Die Gespräche mit Eckermann sind kein gedrucktes Lehrbuch und keine gesammelte Weisheitsernte sondern ein Evangelium, d.h. die von der Gegenwart des Verkünders selbst unmittelbar hervorgebrachte, mit ihr durchdrungene, von ihr untrennbare Stimme einer heiligen Gestalt. Daß sie Stimme, nicht Schrift sind, und doch die Un Vergänglichkeit der Schrift mit der Spontaneität der Stimme, die Festigkeit des Buchs mit dem Atmen der Person vereinigen, bildet ihren Zauber, über ihren Inhalt hinaus. Die Gedanken die in den Gesprächen Vorkommen (mindestens die Gedankenkreise) kennen wir auch aus Goethes Altersbüchern, sie sind dort sogar zum Teil entschiedener, endgültiger formuliert: aber die Gestalt zu diesen Gedanken bewegt sich nirgends so geheimnisvoll offenbar vor unsren Sinnen wie hier, nirgends sonst war Goethe so bedacht für den gegenwärtigen Hörer und für die dahinter horchende Ewigkeit zu sprechen, und beide haben ihn vernommen wie er vernommen werden wollte. Das bleibt Eckermanns unsterbliches Verdienst daß er so reinsempfängliches Ohr für Goethes Stimme sein konnte.. und der leise Hauch von Komik über seiner Figur, der stärker wurde, als er nur noch leeres Ohr ohne die erhaben füllende Stimme war, nach Goethes Tod, sein verdrießliches Überleben, da er nur zum empfänglichen Jüngling und nicht, wie er manchmal wähnte, zum produktiven Mann geboren war, das fröstelnde Nachwandeln und Nachzehren im göttlichen Schatten des entrückten Meisters — das war der hohe Preis den er für seine Evangelisten-unsterblichkeit zahlen mußte.
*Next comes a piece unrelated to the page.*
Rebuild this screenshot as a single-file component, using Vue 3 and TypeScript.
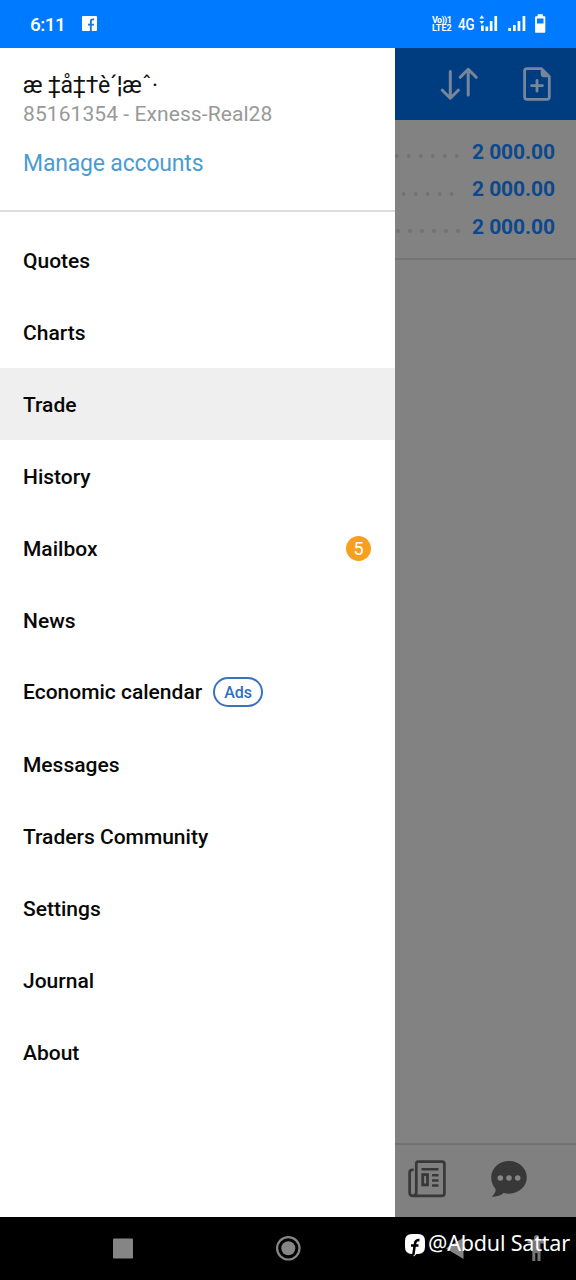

Aber nicht uns kommt es zu ihn wegen dieses hohen Preises zu belächeln: wir danken dieser seiner bescheidenen Tugend, seiner Beschränktheit und seiner Tragikomik eines der erhabensten Bilder.

(1) Nachteil fast aller gedruckten neueren Zweck- und Lehrrede, gegenüber der antiken marktsgeborenen, der französischen salonsgeborenen, und allenfalls der Lutherischen kanzel-geborenen.